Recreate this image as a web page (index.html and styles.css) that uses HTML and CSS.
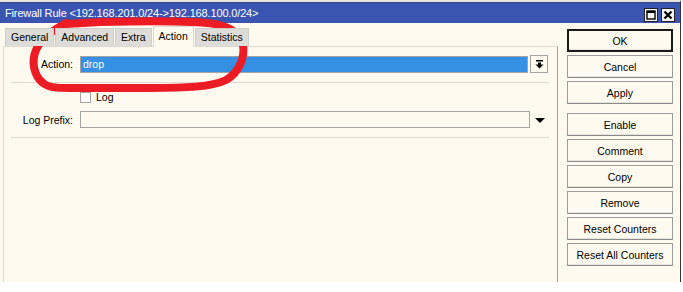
FILE: index.html
```html
<!DOCTYPE html>
<html lang='en'>
<head>
  <meta charset='UTF-8'>
  <title>Firewall Rule</title>
  <link rel="stylesheet" href="styles.css">
</head>
<body>

  <div class="window">
    <div class="titlebar">
      <span class="title">Firewall Rule &lt;192.168.201.0/24-&gt;192.168.100.0/24&gt;</span>
      <div class="title-btns">
        <span class="tbtn">
          <svg width="10" height="10" viewBox="0 0 10 10"><rect x="1" y="1" width="8" height="8" fill="none" stroke="#000" stroke-width="1.4"/><rect x="1" y="1" width="8" height="2" fill="#000"/></svg>
        </span>
        <span class="tbtn">
          <svg width="10" height="10" viewBox="0 0 10 10"><path d="M1.5 1.5 L8.5 8.5 M8.5 1.5 L1.5 8.5" stroke="#000" stroke-width="2.2"/></svg>
        </span>
      </div>
    </div>

    <div class="content">
      <div class="main">
        <div class="tabs">
          <div class="tab">General</div>
          <div class="tab">Advanced</div>
          <div class="tab">Extra</div>
          <div class="tab active">Action</div>
          <div class="tab">Statistics</div>
        </div>

        <div class="panel">
          <div class="row action-row">
            <label class="label">Action:</label>
            <div class="field selected">drop</div>
            <span class="drop-btn">
              <svg width="9" height="9" viewBox="0 0 9 9"><rect x="1" y="0" width="7" height="1.5" fill="#000"/><rect x="3" y="2.5" width="3" height="2.5" fill="#000"/><path d="M0.5 4.5 H8.5 L4.5 8.5 Z" fill="#000"/></svg>
            </span>
          </div>
          <div class="sep"></div>
          <div class="row check-row">
            <span class="checkbox"></span>
            <span>Log</span>
          </div>
          <div class="row prefix-row">
            <label class="label">Log Prefix:</label>
            <div class="field"></div>
            <span class="arrow">
              <svg width="10" height="5" viewBox="0 0 10 5"><path d="M0 0 H10 L5 5 Z" fill="#000"/></svg>
            </span>
          </div>
          <div class="sep"></div>
        </div>
      </div>

      <div class="actions">
        <button class="btn default">OK</button>
        <button class="btn">Cancel</button>
        <button class="btn">Apply</button>
        <button class="btn group">Enable</button>
        <button class="btn">Comment</button>
        <button class="btn">Copy</button>
        <button class="btn">Remove</button>
        <button class="btn">Reset Counters</button>
        <button class="btn">Reset All Counters</button>
      </div>
    </div>

    <!-- red marker drawn over the screenshot -->
    <svg class="marker" width="683" height="292" viewBox="0 0 683 292">
      <path d="M66 23 C54 30 41 38 36 50 C31 62 34 76 43 83 C49 88 58 88 70 88 L150 88 C185 88 212 87 226 80 C240 72 245 56 243 45 C241 34 232 28 215 24 C190 20 140 21 100 22 L66 24"
            fill="none" stroke="#ed1c24" stroke-width="8" stroke-linecap="round" stroke-linejoin="round"/>
    </svg>
  </div>

</body>
</html>
```

FILE: styles.css
```css
:root {
  --cream: #fefaef;
  --title-blue: #3a54b2;
  --field-blue: #3590e3;
  --line: #dedad2;
  --border: #a3a3a3;
}

* {
  box-sizing: border-box;
  margin: 0;
  padding: 0;
}

body {
  background: #fff;
  font-family: 'Liberation Sans', Arial, sans-serif;
  font-size: 10.5px;
  color: #000;
}

.window {
  position: relative;
  width: 681px;
  height: 282px;
  background: var(--cream);
  border-right: 1px solid #333;
  border-top: 2px solid #e6e6e6;
  display: flex;
  flex-direction: column;
}

.titlebar {
  height: 21px;
  background: var(--title-blue);
  border-top: 1px solid #3a4680;
  display: flex;
  align-items: center;
  justify-content: space-between;
  padding: 0 5px 0 5px;
}

.title {
  color: #fff;
  font-size: 11px;
  letter-spacing: -0.15px;
}

.title-btns {
  display: flex;
  gap: 3px;
  margin-top: 3px;
}

.tbtn {
  width: 14px;
  height: 14px;
  background: #f4f4f4;
  border: 1px solid #222;
  display: flex;
  align-items: center;
  justify-content: center;
}

.content {
  flex: 1;
  display: flex;
}

.main {
  width: 558px;
  padding: 3px 0 0 3px;
  display: flex;
  flex-direction: column;
}

.tabs {
  display: flex;
  align-items: flex-end;
  height: 20px;
  padding-left: 2px;
  position: relative;
  z-index: 1;
}

.tab {
  height: 18px;
  line-height: 17px;
  padding: 0 5px;
  margin-right: 1px;
  background: #dedcd8;
  border: 1px solid #cfcdc8;
  border-bottom: none;
}

.tab.active {
  height: 21px;
  margin-bottom: -1px;
  line-height: 18px;
  background: var(--cream);
  border-color: var(--line);
}

.panel {
  flex: 1;
  border-top: 1px solid var(--line);
  border-left: 1px solid var(--line);
  border-right: 1px solid var(--border);
}

.row {
  display: flex;
  align-items: center;
}

.label {
  width: 69px;
  margin-right: 7px;
  text-align: right;
}

.field {
  height: 17px;
  width: 450px;
  border: 1px solid var(--border);
  padding-left: 2px;
  line-height: 15px;
}

.field.selected {
  width: 448px;
  background: var(--field-blue);
  color: #fff;
}

.action-row {
  margin-top: 8px;
}

.drop-btn {
  width: 18px;
  height: 18px;
  margin-left: 2px;
  border: 1px solid var(--border);
  display: flex;
  align-items: center;
  justify-content: center;
}

.sep {
  height: 1px;
  background: var(--line);
  margin: 9px 8px 0 7px;
}

.check-row {
  margin-top: 8px;
  height: 12px;
  padding-left: 76px;
  gap: 5px;
}

.checkbox {
  width: 11px;
  height: 11px;
  border: 1px solid var(--border);
  background: #fffdf8;
}

.prefix-row {
  margin-top: 8px;
}

.prefix-row .field {
  width: 450px;
}

.arrow {
  margin-left: 5px;
  display: flex;
  margin-top: 1px;
}

.actions {
  width: 106px;
  margin-left: 9px;
  padding-top: 6px;
  display: flex;
  flex-direction: column;
  gap: 3px;
}

.btn {
  height: 23px;
  background: var(--cream);
  border: 1px solid #9c9c9c;
  border-bottom-color: #8a8a8a;
  box-shadow: inset 0 -1px 0 #e8e4dc;
  font-family: inherit;
  font-size: 10.5px;
  color: #000;
}

.btn.default {
  border: 2px solid #1a1a1a;
}

.btn.group {
  margin-top: 6px;
}

.marker {
  position: absolute;
  left: 0;
  top: -2px;
  pointer-events: none;
}
```
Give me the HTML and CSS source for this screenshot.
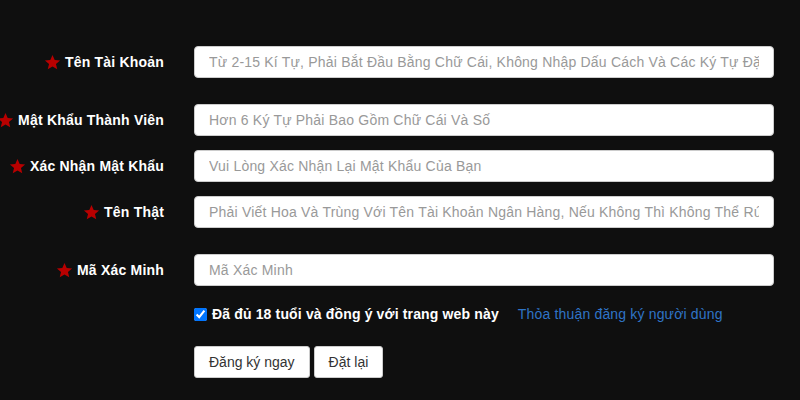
FILE: index.html
```html
<!DOCTYPE html>
<html lang="vi">
<head>
<meta charset="utf-8">
<title>Đăng ký</title>
<link rel="stylesheet" href="styles.css">
</head>
<body>
<form class="form">
  <div class="row first">
    <label class="label"><svg class="star" viewBox="0 0 24 24"><path d="M12 1.5l3.1 7 7.6.7-5.8 5 1.8 7.5L12 17.7l-6.7 4 1.8-7.5-5.8-5 7.6-.7z"/></svg>Tên Tài Khoản</label>
    <input class="field" type="text" placeholder="Từ 2-15 Kí Tự, Phải Bắt Đầu Bằng Chữ Cái, Không Nhập Dấu Cách Và Các Ký Tự Đặc Biệt">
  </div>
  <div class="row wide">
    <label class="label"><svg class="star" viewBox="0 0 24 24"><path d="M12 1.5l3.1 7 7.6.7-5.8 5 1.8 7.5L12 17.7l-6.7 4 1.8-7.5-5.8-5 7.6-.7z"/></svg>Mật Khẩu Thành Viên</label>
    <input class="field" type="password" placeholder="Hơn 6 Ký Tự Phải Bao Gồm Chữ Cái Và Số">
  </div>
  <div class="row">
    <label class="label"><svg class="star" viewBox="0 0 24 24"><path d="M12 1.5l3.1 7 7.6.7-5.8 5 1.8 7.5L12 17.7l-6.7 4 1.8-7.5-5.8-5 7.6-.7z"/></svg>Xác Nhận Mật Khẩu</label>
    <input class="field" type="password" placeholder="Vui Lòng Xác Nhận Lại Mật Khẩu Của Bạn">
  </div>
  <div class="row">
    <label class="label"><svg class="star" viewBox="0 0 24 24"><path d="M12 1.5l3.1 7 7.6.7-5.8 5 1.8 7.5L12 17.7l-6.7 4 1.8-7.5-5.8-5 7.6-.7z"/></svg>Tên Thật</label>
    <input class="field" type="text" placeholder="Phải Viết Hoa Và Trùng Với Tên Tài Khoản Ngân Hàng, Nếu Không Thì Không Thể Rút Tiền">
  </div>
  <div class="row wide">
    <label class="label"><svg class="star" viewBox="0 0 24 24"><path d="M12 1.5l3.1 7 7.6.7-5.8 5 1.8 7.5L12 17.7l-6.7 4 1.8-7.5-5.8-5 7.6-.7z"/></svg>Mã Xác Minh</label>
    <input class="field" type="text" placeholder="Mã Xác Minh">
  </div>
  <div class="agree">
    <input class="check" type="checkbox" checked>
    <span class="agree-text">Đã đủ 18 tuổi và đồng ý với trang web này</span>
    <a class="link" href="#">Thỏa thuận đăng ký người dùng</a>
  </div>
  <div class="actions">
    <button class="btn" type="button">Đăng ký ngay</button>
    <button class="btn" type="button">Đặt lại</button>
  </div>
</form>
</body>
</html>
```
FILE: styles.css
```css
html, body {
  margin: 0;
  padding: 0;
  background: #0f0f0f;
  font-family: "Liberation Sans", Arial, sans-serif;
  font-size: 14px;
}
.form {
  display: flex;
  flex-direction: column;
  padding-top: 46px;
}
.row {
  display: flex;
  align-items: center;
  margin-top: 14px;
}
.row.first { margin-top: 0; }
.row.wide { margin-top: 26px; }
.label {
  width: 164px;
  display: flex;
  justify-content: flex-end;
  align-items: center;
  color: #fff;
  font-weight: bold;
  font-size: 14px;
  letter-spacing: 0.2px;
  white-space: nowrap;
}
.star {
  width: 17px;
  height: 17px;
  fill: #b80000;
  margin-right: 4px;
  flex: none;
}
.field {
  box-sizing: border-box;
  margin: 0 0 0 30px;
  width: 580px;
  height: 32px;
  padding: 0 14px;
  border: 1px solid #ccc;
  border-radius: 4px;
  background: #fff;
  font-family: "Liberation Sans", Arial, sans-serif;
  font-size: 14px;
  letter-spacing: 0.2px;
  color: #333;
  outline: none;
}
.field::placeholder { color: #999; }
.agree {
  display: flex;
  align-items: center;
  margin: 18px 0 0 194px;
  height: 20px;
}
.check {
  width: 13px;
  height: 13px;
  margin: 0 5px 0 0;
  accent-color: #0075ff;
}
.agree-text {
  color: #fff;
  font-weight: bold;
  letter-spacing: 0.15px;
}
.link {
  margin-left: 19px;
  color: #2f74c6;
  letter-spacing: 0.17px;
  text-decoration: none;
}
.actions {
  display: flex;
  gap: 4px;
  margin: 22px 0 0 194px;
}
.btn {
  box-sizing: border-box;
  height: 32px;
  padding: 0 14px;
  background: #fff;
  border: 1px solid #ccc;
  border-radius: 3px;
  color: #333;
  font-family: "Liberation Sans", Arial, sans-serif;
  font-size: 14px;
}
```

____________________

**TASK DESCRIPTION:** Copy, from the material, each line that holds the string "this".

**WRITTEN SOLUTION:**
Recreate this image as a web page (index.html and styles.css) that uses HTML and CSS.
Give me the HTML and CSS source for this screenshot.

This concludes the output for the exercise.